Pengarang berhasil menampilkan sisi-sisi antropologis dan etnografis Papua dengan baik. Kebiasaan, upacara adat, hingga soal kecil seperti penyajian makanan diceritakan dengan detail. Kabarnya, dalam penulisan roman ini, pengarang melakukan penelitian langsung ke lapangan.

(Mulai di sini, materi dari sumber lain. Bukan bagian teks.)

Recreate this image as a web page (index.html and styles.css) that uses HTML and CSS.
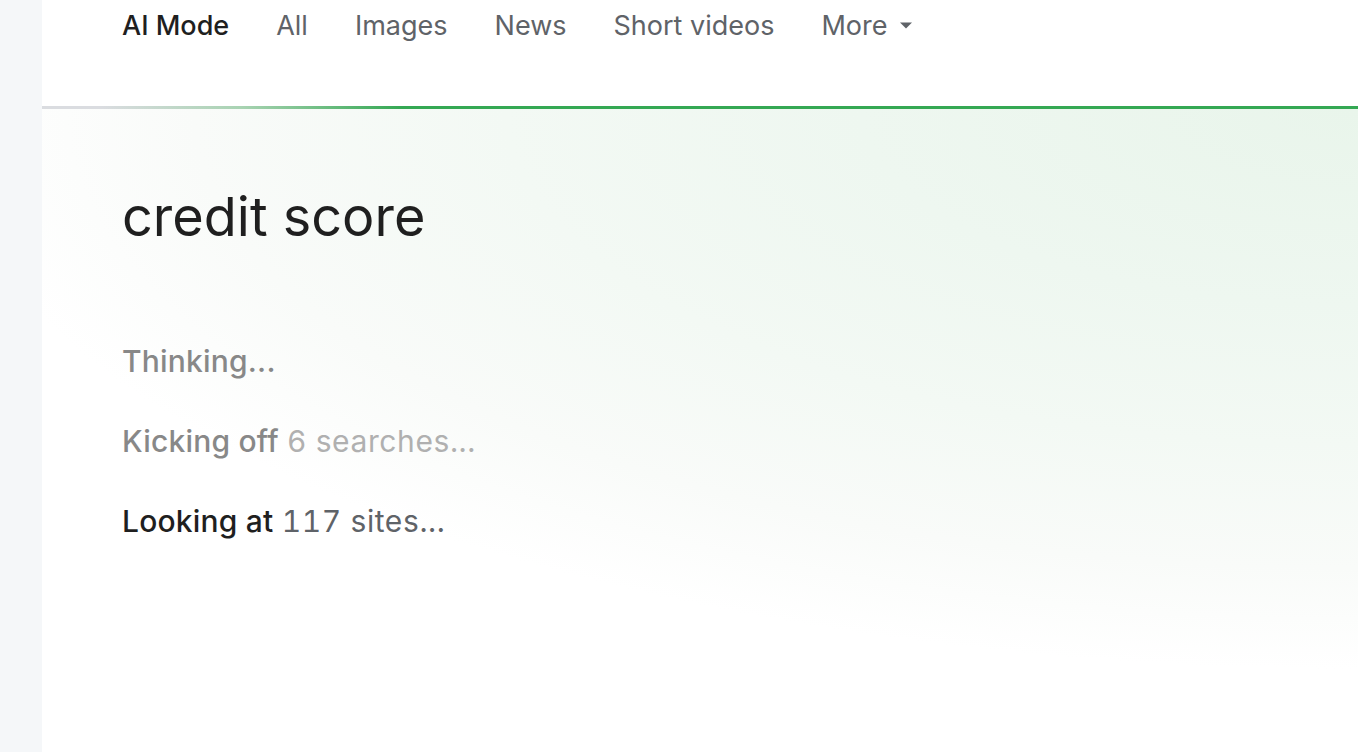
FILE: index.html
```html
<!DOCTYPE html>
<html lang="en">
<head>
  <title>credit score - AI Mode</title>
  <meta charset="utf-8" />
  <link rel="stylesheet" href="styles.css">
</head>
<body>
  <div class="page">
    <div class="rail"></div>
    <div class="main">
      <!-- tabs -->
      <div class="tabs">
        <span class="tab active">AI Mode</span>
        <span class="tab">All</span>
        <span class="tab">Images</span>
        <span class="tab">News</span>
        <span class="tab">Short videos</span>
        <span class="tab more">More
          <svg class="caret" width="14" height="8" viewBox="0 0 14 8"><path d="M1 1.5h12L7 7.5z" fill="#5f6368"/></svg>
        </span>
      </div>
      <div class="progress"></div>
      <!-- answer area -->
      <div class="answer">
        <h1 class="query">credit score</h1>
        <div class="steps">
          <div class="step done">Thinking...</div>
          <div class="step done">Kicking off <span class="count">6 searches...</span></div>
          <div class="step now">Looking at <span class="count">117 sites...</span></div>
        </div>
      </div>
    </div>
  </div>
</body>
</html>
```

FILE: styles.css
```css
html, body{
  margin: 0;
  height: 100%;
}
body{
  font-family: Inter, "Liberation Sans", sans-serif;
  background: #fff;
  overflow: hidden;
}
.page{
  display: flex;
  height: 100%;
}
.rail{
  width: 42px;
  flex: none;
  background-color: #f5f7f9;
}
.main{
  flex: 1;
  display: flex;
  flex-direction: column;
}
.tabs{
  display: flex;
  align-items: flex-start;
  gap: 47px;
  height: 106px;
  padding: 9px 0 0 80px;
  box-sizing: border-box;
  font-size: 27px;
  color: #5f6368;
}
.tab{
  line-height: 34px;
}
.tab.active{
  color: #1f1f1f;
  font-weight: 500;
}
.more{
  display: flex;
  align-items: center;
  gap: 12px;
}
.caret{
  margin-top: -2px;
}
.progress{
  height: 3px;
  background: linear-gradient(90deg, #dadce0 0px, #dadce0 60px, #a8d3b2 200px, #34a853 360px);
}
.answer{
  flex: 1;
  padding: 74px 0 0 80px;
  background:
    radial-gradient(ellipse 1420px 560px at 100% 0%, #e9f5eb 0%, #eef7f0 35%, #f3f9f4 60%, #f9fbf9 82%, rgba(255,255,255,0) 100%),
    #fff;
}
.query{
  margin: 0 0 91px 0;
  font-size: 54px;
  font-weight: 400;
  line-height: 68px;
  color: #1f1f1f;
}
.steps{
  display: flex;
  flex-direction: column;
  gap: 42px;
}
.step{
  font-size: 30px;
  line-height: 38px;
  font-weight: 500;
  letter-spacing: 0.2px;
}
.step .count{
  font-variant-numeric: tabular-nums;
  letter-spacing: 0.6px;
}
.step.done{
  color: #888;
}
.step.done .count{
  color: #b0b0b0;
  font-weight: 400;
}
.step.now{
  color: #1f1f1f;
}
.step.now .count{
  color: #5f6368;
  font-weight: 400;
}
```
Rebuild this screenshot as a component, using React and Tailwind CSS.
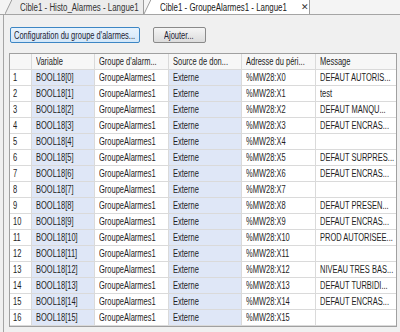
import React from 'react';

const rows = [
  'DEFAUT AUTORIS...',
  'test',
  'DEFAUT MANQU...',
  'DEFAUT ENCRAS...',
  '',
  'DEFAUT SURPRES...',
  'DEFAUT ENCRAS...',
  '',
  'DEFAUT PRESEN...',
  'DEFAUT ENCRAS...',
  'PROD AUTORISEE...',
  '',
  'NIVEAU TRES BAS...',
  'DEFAUT TURBIDI...',
  'DEFAUT ENCRAS...',
  '',
];

// narrow text, the screenshot glyphs are squeezed horizontally
function T({ children }) {
  return <span className="inline-block origin-left scale-x-[0.75] whitespace-nowrap">{children}</span>;
}

function Cell({ children, blue, last }) {
  return (
    <div
      className={
        'h-[16px] flex items-center pl-[4px] overflow-hidden border-b border-[#dadada] ' +
        (last ? '' : 'border-r ') +
        (blue ? 'bg-[#dfe7f7]' : 'bg-white')
      }
    >
      <T>{children}</T>
    </div>
  );
}

function Tab({ label, active }) {
  const fill = active ? '#ffffff' : '#ececec';
  return (
    <div className="flex items-end h-[15px]">
      <svg width="8" height="15" viewBox="0 0 8 15" className="block">
        <polygon points="0,15 7,0.5 8,0.5 8,15" fill={fill} />
        <line x1="0" y1="15" x2="7" y2="0.5" stroke="#9c9c9c" strokeWidth="1" />
      </svg>
      <div
        className={
          'h-[15px] flex items-center border-t border-r border-[#9c9c9c] ' +
          (active ? 'bg-white w-[158px] pl-[8px] text-[#1a1a1a]' : 'bg-[#ececec] w-[131px] pl-[7px] text-[#333]')
        }
      >
        <div className={active ? 'w-[133px]' : 'w-[118px]'}>
          <span className="inline-block origin-left scale-x-[0.79] whitespace-nowrap">{label}</span>
        </div>
        {active && <span className="ml-[8px] text-[9px] leading-none text-[#333]">✕</span>}
      </div>
    </div>
  );
}

export default function App() {
  return (
    <div className="w-[400px] h-[332px] bg-[#f0f0f0] overflow-hidden font-['Liberation_Sans',Arial,sans-serif] text-[10px] text-[#222233]">
      {/* tabs */}
      <div className="h-[15px] flex items-end pl-[5px] border-b border-[#a5a5a5] bg-[#f4f4f4]">
        <Tab label="Cible1 - Histo_Alarmes - Langue1" />
        <Tab label="Cible1 - GroupeAlarmes1 - Langue1" active />
      </div>

      <div className="ml-[3px] h-[317px] border-l border-[#a5a5a5] flex flex-col">
        {/* buttons */}
        <div className="flex gap-[13px] pt-[12px] pl-[6px]">
          <div className="w-[130px] h-[16px] flex items-center pl-[3px] rounded-[2px] border border-[#3d86c4] bg-gradient-to-b from-[#e8f3fd] to-[#d3e7f9]">
            <T>Configuration du groupe d'alarmes...</T>
          </div>
          <div className="w-[53px] h-[16px] flex items-center pl-[10px] rounded-[2px] border border-[#8a8a8a] bg-gradient-to-b from-[#f5f5f5] to-[#dcdcdc]">
            <T>Ajouter...</T>
          </div>
        </div>

        {/* table */}
        <div className="mt-[10px] ml-[5px] w-[388px] border border-[#a0a0a0] bg-white">
          <div className="grid grid-cols-[22px_63px_74px_73px_74px_80px] text-[#1e1e1e]">
            <div className="h-[16px] border-r border-b border-[#dadada] bg-[#f7f7f7]" />
            {['Variable', "Groupe d'alarm...", 'Source de don...', 'Adresse du péri...', 'Message'].map((h, i) => (
              <div
                key={h}
                className={
                  'h-[16px] flex items-center pl-[4px] overflow-hidden border-b border-[#dadada] bg-[#f7f7f7] ' +
                  (i < 4 ? 'border-r' : '')
                }
              >
                <T>{h}</T>
              </div>
            ))}

            {rows.map((msg, i) => (
              <React.Fragment key={i}>
                <div className="h-[16px] flex items-center pl-[3px] border-r border-b border-[#dadada] bg-white">
                  <T>{i + 1}</T>
                </div>
                <Cell blue>{`BOOL18[${i}]`}</Cell>
                <Cell>GroupeAlarmes1</Cell>
                <Cell blue>Externe</Cell>
                <Cell>{`%MW28:X${i}`}</Cell>
                <Cell last>{msg}</Cell>
              </React.Fragment>
            ))}
          </div>
        </div>
      </div>
    </div>
  );
}
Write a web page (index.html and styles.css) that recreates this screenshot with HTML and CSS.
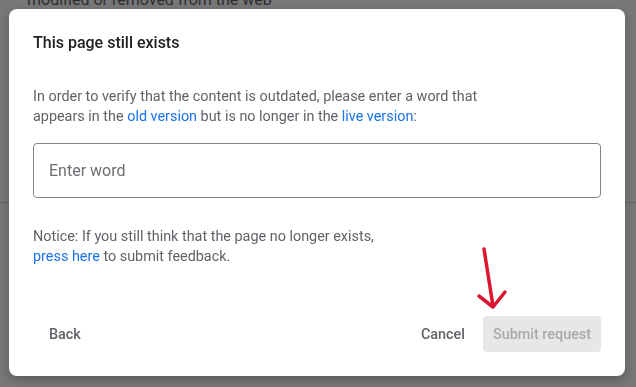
FILE: index.html
```html
<!DOCTYPE html>
<html lang="en">
  <head>
    <meta charset="UTF-8" />
    <title>Remove outdated content</title>
    <link rel="stylesheet" href="styles.css">
  </head>
  <body>
    <div class="page">
      <p class="page-text">modified or removed from the web</p>
      <div class="page-rule"></div>
    </div>
    <div class="scrim"></div>
    <div class="dialog" role="dialog">
      <h2 class="dialog-title">This page still exists</h2>
      <p class="dialog-text">
        In order to verify that the content is outdated, please enter a word that<br>
        appears in the <a href="#">old version</a> but is no longer in the <a href="#">live version</a>:
      </p>
      <input class="word-input" type="text" placeholder="Enter word" />
      <p class="dialog-text notice">
        Notice: If you still think that the page no longer exists,<br>
        <a href="#">press here</a> to submit feedback.
      </p>
      <div class="dialog-actions">
        <button class="text-btn back-btn">Back</button>
        <div class="actions-right">
          <button class="text-btn cancel-btn">Cancel</button>
          <button class="submit-btn" disabled>Submit request</button>
        </div>
      </div>
      <svg class="arrow" width="40" height="70" viewBox="0 0 40 70">
        <path d="M9 4 L18 61" />
        <path d="M4 51 L18 62 L30 47" />
      </svg>
    </div>
  </body>
</html>
```

FILE: styles.css
```css
body {
  margin: 0;
  font-family: Roboto, "Noto Sans", Arial, sans-serif;
  background: #fff;
  height: 387px;
  overflow: hidden;
}
.page {
  padding: 0 27px;
}
.page-text {
  margin: -10px 0 0;
  font-size: 16px;
  line-height: 20px;
  color: #5f6368;
}
.page-rule {
  margin: 192px -27px 0;
  height: 1px;
  background: #d2d3d6;
}
.scrim {
  position: fixed;
  inset: 0;
  background: rgba(0, 0, 0, 0.535);
}
.dialog {
  position: fixed;
  left: 9px;
  top: 9px;
  width: 616px;
  height: 367px;
  box-sizing: border-box;
  padding: 22px 24px 24px;
  background: #fff;
  border-radius: 8px;
  box-shadow: 0 4px 12px rgba(0, 0, 0, 0.25);
  display: flex;
  flex-direction: column;
}
.dialog-title {
  margin: 0;
  font-size: 16px;
  line-height: 24px;
  font-weight: 500;
  color: #202124;
}
.dialog-text {
  margin: 32px 0 0;
  font-size: 14.4px;
  line-height: 20px;
  color: #5f6368;
}
.dialog-text a {
  color: #1a73e8;
  text-decoration: none;
}
.word-input {
  margin-top: 16px;
  height: 55px;
  box-sizing: border-box;
  border: 1px solid #80868b;
  border-radius: 4px;
  padding: 0 15px;
  font-family: inherit;
  font-size: 16px;
  color: #202124;
  outline: none;
}
.word-input::placeholder {
  color: #6b6e72;
}
.notice {
  margin-top: 29px;
}
.dialog-actions {
  margin-top: auto;
  display: flex;
  justify-content: space-between;
  align-items: center;
}
.actions-right {
  display: flex;
  align-items: center;
  gap: 10px;
}
.text-btn,
.submit-btn {
  font-family: inherit;
  font-size: 14.4px;
  font-weight: 500;
  height: 36px;
  border: none;
  border-radius: 4px;
  background: none;
  color: #5f6368;
  cursor: pointer;
}
.back-btn {
  padding: 0 16px;
}
.cancel-btn {
  padding: 0 8px;
}
.submit-btn {
  padding: 0 8px;
  width: 118px;
  background: #e7e7e7;
  color: #a8a9aa;
  cursor: default;
}
.arrow {
  position: absolute;
  left: 466px;
  top: 236px;
  fill: none;
  stroke: #dc1530;
  stroke-width: 3.5;
  stroke-linecap: round;
  stroke-linejoin: round;
}
```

Dari segi bentuk, roman ini ditulis dengan gaya sudut pandang orang ketiga. Dialog sangat minim sehingga bangunan cerita menjadi kurang dramatik. Kalimat-kalimat yang ditulis pun cenderung  tidak efektif dan kaku. Pesona sebagai penyair tak begitu tampak dalam bangunan diksi yang dipilih dan dirangkai. Dan sepertinya, naskah roman ini tidak melewati proses editing yang ketat, karena saya menemukan paling tidak dua atau tiga kata yang salah ketik. Secara umum, bentuk dan estetika kesastraan dalam roman ini pun agak lemah, terutama kalau dibandingkan dengan dua novel bertema serupa yang terbit sebelumnya yaitu: Namaku Teweraut (Ani Sekarningsih, 2000) dan Tanah Tabu (Anindita S. Thayf, 2009). Saya pun menduga, roman ini terpilih sebagai pemenang Kusala Sastra Khatulistiwa 2016 terutama karena mengusung tema perempuan, sebab Ketua Jurinya adalah Dewi Candraningrum, Direktur Jurnal Perempuan yang giat menyuarakan isu ini. (Semoga dugaan saya meleset).

Namun demikian, roman ini menjadi satu karya yang spesial karena menambah khazanah sastra etnografis yang mengeksplorasi kehidupan dan kebudayaan masyarakat Papua.

Takhsinul Khuluq, Bogor, 28 Juni 2016.